The collapse in the church’s reputation has coincided with a substantial loss of Catholic influence in American political debates. Whereas eight years ago, a Catholic view of economics and culture represented a center that both parties hoped to claim, today’s Republicans are more likely to channel Ayn Rand than Thomas Aquinas, and a strident social liberalism holds the whip hand in the Democratic Party.

Indeed, between Mitt Romney’s comments about the mooching 47 percent and the White House’s cynical decision to energize its base by picking fights over abortion and contraception, both parties spent 2012 effectively running against Catholic ideas about the common good.

This transformation suggests that we may have reached the end of a distinctive “Catholic moment” (to repurpose a phrase from the late Catholic priest-intellectual Richard John Neuhaus) in American politics, one that began in the 1980s after John Paul’s ascension to the papacy and the migration of many Catholic “Reagan Democrats” into the Republican Party.

This was hardly the first era when Catholic ideas shaped American debates. (New Deal-era liberalism, for instance, owed a major debt to Catholic social thought.) But it was the first era when the Catholic vote was both frequently decisive and genuinely up for grabs, and it was an era when Catholic debates and personalities filled the vacuum left by the decline of the Protestant mainline.

The fact that the Second Vatican Council had left the church internally divided limited Catholic influence in some ways but magnified it in others. Because the church’s divisions often mirrored the country’s, a politician who captured the typical Catholic voter was probably well on his way to victory, and so would-be leaders of both parties had every incentive to frame their positions in Catholic-friendly terms. The church might not always be speaking with one voice, but both left and right tried to borrow its language.

If this era is now passing, and Catholic ideas are becoming more marginal to our politics, it’s partially because institutional Christianity is weaker over all than a generation ago, and partially because Catholicism’s leaders have done their part, and then some, to hasten that de-Christianization. Any church that presides over a huge cover-up of sex abuse can hardly complain when its worldview is regarded with suspicion. The present pope has too often been scapegoated for the sex abuse crisis, but America’s bishops have if anything gotten off too easily, and even now seem insufficiently chastened for their sins.

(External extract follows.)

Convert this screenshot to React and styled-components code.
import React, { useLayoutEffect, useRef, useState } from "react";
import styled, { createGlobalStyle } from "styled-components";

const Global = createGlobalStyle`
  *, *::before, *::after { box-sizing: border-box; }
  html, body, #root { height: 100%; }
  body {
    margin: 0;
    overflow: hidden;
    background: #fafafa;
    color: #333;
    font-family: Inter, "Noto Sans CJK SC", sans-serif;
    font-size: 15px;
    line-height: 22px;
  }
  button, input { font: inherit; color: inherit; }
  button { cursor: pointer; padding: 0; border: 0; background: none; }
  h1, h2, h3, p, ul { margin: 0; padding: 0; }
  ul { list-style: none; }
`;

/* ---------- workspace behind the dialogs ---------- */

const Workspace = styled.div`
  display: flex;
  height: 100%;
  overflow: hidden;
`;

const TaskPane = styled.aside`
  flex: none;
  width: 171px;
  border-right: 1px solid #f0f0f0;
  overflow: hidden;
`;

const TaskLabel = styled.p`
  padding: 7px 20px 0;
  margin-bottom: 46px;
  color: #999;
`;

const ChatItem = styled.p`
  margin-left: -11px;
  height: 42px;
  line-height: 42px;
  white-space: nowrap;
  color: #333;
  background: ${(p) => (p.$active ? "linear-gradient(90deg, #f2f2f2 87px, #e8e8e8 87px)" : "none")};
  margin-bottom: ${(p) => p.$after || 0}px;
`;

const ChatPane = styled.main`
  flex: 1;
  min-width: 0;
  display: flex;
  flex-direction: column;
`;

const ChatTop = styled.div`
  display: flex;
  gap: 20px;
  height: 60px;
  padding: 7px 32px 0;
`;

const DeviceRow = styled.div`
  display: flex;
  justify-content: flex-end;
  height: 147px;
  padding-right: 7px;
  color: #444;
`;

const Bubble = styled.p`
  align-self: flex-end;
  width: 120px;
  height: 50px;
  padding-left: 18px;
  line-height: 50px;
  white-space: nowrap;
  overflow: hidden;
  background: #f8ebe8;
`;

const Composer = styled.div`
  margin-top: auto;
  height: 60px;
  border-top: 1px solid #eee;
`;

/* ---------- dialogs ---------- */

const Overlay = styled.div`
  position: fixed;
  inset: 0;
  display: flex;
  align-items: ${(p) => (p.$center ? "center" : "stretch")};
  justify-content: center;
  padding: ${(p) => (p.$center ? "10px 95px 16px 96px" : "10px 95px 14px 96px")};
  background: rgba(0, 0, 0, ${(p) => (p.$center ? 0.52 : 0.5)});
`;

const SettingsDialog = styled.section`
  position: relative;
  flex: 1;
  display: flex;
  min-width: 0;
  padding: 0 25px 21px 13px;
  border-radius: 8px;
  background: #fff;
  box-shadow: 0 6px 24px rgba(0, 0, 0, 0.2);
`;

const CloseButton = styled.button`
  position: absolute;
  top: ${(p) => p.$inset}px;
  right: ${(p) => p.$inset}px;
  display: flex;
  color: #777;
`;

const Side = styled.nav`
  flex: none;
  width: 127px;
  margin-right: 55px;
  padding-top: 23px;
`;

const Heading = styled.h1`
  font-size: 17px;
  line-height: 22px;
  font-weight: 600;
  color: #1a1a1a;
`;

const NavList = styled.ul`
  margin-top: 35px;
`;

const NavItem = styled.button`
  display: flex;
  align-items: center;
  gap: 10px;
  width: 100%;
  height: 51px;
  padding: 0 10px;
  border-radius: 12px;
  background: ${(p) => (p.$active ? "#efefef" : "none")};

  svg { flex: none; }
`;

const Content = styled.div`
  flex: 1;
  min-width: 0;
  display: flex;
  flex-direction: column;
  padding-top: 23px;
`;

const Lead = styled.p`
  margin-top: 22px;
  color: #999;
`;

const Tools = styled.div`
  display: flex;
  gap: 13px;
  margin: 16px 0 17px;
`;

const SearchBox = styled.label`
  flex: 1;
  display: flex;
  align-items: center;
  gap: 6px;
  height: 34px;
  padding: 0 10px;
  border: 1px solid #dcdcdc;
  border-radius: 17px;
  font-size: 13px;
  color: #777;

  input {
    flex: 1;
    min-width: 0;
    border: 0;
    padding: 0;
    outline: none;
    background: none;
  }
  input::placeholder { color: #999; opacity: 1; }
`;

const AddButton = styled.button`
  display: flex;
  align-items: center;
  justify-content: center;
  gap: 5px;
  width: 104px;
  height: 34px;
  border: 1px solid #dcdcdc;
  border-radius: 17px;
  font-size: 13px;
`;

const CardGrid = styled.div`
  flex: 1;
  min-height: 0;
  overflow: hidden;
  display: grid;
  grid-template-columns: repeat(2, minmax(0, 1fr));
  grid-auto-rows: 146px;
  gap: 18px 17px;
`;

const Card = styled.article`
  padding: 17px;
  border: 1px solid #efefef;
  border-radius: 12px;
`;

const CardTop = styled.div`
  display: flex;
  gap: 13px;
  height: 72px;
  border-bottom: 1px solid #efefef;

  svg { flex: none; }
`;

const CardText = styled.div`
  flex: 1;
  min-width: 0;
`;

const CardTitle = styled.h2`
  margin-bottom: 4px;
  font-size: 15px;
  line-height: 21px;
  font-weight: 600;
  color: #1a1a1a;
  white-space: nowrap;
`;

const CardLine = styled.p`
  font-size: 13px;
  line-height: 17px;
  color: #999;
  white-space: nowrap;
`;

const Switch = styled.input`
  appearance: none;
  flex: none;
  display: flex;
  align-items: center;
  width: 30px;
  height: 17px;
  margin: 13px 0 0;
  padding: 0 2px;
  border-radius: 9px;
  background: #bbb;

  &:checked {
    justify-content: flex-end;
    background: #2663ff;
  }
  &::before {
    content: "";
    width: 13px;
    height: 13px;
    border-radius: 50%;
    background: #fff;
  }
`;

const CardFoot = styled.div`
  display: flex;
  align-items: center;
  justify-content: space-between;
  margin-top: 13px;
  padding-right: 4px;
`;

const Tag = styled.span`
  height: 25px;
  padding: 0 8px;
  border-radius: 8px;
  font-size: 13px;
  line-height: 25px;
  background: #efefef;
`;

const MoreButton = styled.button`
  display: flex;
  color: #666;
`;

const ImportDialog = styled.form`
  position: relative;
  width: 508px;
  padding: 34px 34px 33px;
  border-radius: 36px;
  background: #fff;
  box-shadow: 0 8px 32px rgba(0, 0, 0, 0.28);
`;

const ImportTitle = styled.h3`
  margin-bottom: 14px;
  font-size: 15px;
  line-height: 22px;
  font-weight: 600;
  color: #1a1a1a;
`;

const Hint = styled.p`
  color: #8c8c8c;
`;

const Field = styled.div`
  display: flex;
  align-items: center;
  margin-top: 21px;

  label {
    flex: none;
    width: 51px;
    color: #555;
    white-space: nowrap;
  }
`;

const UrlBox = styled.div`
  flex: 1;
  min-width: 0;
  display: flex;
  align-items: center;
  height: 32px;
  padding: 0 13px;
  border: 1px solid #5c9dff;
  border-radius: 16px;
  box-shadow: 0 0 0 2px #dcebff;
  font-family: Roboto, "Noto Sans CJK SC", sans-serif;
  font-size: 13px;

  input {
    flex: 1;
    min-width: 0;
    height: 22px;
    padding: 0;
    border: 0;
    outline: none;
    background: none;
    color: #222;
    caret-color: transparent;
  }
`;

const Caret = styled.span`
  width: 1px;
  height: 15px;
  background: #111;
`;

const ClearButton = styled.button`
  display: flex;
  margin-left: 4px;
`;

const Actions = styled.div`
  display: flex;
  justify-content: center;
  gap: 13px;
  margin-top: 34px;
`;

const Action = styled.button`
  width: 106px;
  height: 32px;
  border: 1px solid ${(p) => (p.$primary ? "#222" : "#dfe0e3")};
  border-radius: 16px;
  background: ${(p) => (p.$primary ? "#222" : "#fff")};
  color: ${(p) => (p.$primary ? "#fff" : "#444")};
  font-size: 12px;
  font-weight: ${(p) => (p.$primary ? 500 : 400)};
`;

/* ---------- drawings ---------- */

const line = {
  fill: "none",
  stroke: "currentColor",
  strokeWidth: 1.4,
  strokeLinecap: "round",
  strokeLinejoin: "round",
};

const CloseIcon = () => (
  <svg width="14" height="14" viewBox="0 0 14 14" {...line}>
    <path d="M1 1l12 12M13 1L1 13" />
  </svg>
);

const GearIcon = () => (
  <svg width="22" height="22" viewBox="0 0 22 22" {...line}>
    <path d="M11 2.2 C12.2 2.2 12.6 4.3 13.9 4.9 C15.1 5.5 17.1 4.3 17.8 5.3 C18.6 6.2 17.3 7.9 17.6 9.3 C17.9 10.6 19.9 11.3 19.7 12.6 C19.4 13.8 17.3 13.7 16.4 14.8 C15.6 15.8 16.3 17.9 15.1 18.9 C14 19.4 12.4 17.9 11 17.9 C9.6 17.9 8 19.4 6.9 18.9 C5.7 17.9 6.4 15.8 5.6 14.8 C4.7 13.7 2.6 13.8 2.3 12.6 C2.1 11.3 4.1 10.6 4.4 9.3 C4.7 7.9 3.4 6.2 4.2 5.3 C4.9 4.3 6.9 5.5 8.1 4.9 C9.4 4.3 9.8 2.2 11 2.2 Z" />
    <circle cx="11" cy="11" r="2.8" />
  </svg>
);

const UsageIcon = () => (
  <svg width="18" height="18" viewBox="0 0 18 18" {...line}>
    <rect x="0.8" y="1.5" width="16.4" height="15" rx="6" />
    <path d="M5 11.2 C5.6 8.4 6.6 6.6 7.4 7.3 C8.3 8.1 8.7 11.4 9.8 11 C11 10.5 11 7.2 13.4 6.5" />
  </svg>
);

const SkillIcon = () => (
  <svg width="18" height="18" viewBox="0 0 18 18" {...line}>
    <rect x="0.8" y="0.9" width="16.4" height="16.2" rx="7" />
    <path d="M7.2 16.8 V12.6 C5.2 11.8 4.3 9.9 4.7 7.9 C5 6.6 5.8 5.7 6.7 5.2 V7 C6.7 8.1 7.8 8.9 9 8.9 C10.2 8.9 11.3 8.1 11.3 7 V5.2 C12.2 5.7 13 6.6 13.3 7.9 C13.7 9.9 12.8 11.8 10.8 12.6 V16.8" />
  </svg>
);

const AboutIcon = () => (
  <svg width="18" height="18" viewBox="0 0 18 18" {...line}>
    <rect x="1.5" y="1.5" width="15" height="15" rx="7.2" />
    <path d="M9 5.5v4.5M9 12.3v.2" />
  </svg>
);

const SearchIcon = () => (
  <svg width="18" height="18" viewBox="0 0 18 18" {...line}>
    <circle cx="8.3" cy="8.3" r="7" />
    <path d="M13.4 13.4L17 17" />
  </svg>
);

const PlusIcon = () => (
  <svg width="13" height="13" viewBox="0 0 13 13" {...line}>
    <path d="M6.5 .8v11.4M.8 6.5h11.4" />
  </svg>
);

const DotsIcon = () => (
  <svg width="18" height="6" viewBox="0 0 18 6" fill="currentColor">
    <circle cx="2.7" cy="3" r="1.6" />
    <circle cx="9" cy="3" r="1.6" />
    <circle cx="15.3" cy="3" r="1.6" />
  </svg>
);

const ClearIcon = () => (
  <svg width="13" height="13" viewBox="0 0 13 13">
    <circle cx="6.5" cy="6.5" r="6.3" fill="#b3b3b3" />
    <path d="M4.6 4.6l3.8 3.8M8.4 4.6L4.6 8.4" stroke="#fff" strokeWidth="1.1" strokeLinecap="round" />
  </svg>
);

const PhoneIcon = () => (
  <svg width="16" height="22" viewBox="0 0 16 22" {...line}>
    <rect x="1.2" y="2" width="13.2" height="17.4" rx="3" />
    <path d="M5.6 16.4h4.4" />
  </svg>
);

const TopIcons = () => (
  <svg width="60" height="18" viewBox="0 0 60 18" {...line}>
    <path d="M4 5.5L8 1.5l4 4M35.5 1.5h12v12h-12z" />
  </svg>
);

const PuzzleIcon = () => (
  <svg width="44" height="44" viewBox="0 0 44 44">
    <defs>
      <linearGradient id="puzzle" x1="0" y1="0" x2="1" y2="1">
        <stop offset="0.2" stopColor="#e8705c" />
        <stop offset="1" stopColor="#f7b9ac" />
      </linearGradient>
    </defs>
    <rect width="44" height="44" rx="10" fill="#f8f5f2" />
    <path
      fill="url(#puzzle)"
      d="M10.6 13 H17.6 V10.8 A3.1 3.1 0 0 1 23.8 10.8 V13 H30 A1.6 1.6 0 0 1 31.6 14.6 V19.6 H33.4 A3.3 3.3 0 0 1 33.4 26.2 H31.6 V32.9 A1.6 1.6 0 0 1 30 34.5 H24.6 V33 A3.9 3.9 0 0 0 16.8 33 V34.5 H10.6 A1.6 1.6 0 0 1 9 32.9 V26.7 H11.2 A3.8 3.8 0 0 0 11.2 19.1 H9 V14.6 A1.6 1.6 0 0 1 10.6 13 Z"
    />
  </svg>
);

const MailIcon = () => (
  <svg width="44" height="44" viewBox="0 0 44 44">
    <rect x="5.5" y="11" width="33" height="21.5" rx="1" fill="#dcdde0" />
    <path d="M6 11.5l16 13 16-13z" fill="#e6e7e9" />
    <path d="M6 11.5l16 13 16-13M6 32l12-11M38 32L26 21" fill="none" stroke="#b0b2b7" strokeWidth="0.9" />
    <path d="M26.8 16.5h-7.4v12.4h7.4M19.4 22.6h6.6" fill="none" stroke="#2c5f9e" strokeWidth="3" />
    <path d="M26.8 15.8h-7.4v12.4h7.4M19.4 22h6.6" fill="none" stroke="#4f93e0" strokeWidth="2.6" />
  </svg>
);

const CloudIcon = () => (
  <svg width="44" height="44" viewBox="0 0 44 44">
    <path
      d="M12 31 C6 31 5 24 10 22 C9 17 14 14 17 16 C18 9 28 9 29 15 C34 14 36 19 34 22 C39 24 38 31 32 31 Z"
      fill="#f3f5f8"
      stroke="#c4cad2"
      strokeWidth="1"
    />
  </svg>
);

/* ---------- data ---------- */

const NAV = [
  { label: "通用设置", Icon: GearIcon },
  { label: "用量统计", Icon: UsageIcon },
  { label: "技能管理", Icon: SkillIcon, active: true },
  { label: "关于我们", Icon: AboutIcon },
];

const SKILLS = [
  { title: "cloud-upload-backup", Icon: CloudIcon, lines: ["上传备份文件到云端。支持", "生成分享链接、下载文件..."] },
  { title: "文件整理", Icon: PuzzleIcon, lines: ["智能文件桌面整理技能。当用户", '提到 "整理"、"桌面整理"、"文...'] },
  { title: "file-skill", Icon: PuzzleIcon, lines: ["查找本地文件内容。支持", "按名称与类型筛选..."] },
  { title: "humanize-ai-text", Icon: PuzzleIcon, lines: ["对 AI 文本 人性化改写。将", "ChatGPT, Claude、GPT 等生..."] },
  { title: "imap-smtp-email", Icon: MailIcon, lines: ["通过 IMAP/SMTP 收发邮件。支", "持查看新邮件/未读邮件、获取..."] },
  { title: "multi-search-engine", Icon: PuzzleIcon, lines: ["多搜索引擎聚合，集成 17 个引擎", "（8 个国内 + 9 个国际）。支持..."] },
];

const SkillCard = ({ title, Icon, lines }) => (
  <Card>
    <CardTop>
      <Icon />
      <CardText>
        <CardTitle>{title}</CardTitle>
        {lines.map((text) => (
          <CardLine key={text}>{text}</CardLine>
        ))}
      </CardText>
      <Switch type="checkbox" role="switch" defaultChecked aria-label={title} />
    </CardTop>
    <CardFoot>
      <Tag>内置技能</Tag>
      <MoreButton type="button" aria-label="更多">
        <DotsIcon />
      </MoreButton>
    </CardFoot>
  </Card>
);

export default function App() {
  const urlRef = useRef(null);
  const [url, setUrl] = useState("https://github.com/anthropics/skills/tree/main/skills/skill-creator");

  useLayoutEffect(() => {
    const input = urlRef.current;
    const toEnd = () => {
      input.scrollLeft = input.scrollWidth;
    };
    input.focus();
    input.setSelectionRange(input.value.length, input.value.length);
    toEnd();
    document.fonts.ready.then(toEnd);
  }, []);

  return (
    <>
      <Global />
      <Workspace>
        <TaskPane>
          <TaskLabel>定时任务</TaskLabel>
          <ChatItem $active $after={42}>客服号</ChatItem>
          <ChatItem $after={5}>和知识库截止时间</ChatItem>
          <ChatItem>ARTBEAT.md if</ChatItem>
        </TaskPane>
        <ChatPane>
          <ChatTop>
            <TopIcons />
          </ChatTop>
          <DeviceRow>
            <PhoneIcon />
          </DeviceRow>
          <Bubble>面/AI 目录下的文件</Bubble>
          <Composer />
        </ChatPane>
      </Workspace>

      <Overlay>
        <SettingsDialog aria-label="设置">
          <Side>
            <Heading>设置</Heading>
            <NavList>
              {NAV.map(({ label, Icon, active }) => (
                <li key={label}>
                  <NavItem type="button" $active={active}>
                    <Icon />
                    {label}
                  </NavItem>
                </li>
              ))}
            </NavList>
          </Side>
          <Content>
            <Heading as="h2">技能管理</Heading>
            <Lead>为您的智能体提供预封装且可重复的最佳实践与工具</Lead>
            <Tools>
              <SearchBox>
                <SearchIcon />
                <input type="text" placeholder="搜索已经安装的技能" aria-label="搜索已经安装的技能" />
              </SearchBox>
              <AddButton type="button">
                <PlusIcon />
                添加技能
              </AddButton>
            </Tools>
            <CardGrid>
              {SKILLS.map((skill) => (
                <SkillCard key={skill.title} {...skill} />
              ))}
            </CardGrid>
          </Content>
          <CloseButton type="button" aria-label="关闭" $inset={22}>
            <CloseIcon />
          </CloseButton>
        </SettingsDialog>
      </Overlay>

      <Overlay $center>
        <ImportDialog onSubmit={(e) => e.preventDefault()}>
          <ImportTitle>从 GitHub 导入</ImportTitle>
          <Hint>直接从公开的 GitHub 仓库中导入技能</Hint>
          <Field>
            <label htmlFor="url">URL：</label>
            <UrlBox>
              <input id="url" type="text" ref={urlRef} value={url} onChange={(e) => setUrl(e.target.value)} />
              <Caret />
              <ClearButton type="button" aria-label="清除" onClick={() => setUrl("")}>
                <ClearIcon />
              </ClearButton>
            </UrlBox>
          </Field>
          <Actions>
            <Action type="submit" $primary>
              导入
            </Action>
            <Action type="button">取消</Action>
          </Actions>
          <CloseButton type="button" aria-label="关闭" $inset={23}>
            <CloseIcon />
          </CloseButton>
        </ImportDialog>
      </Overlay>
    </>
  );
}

The recent turn away from Catholic ideas has also been furthered by a political class that never particularly cared for them in the first place. Even in a more unchurched America, a synthesis of social conservatism and more egalitarian-minded economic policies could have a great deal of mass appeal. But our elites seem mostly relieved to stop paying lip service to the Catholic synthesis: professional Republicans are more libertarian than their constituents, professional Democrats are more secular than their party’s rank-and-file, and professional centrists get their encyclicals from Michael Bloomberg rather than the Vatican.

Nothing that happens in Rome over the next few months is likely to convert the Acela Corridor’s donors and strategists and think tankers to a more Catholic-friendly worldview. The next pope may be more effective than Benedict, or he may be clumsier; he may improve the church’s image in this country, or he may worsen it.

But if there is another Catholic moment waiting in our nation’s future, it can only be made by Americans themselves.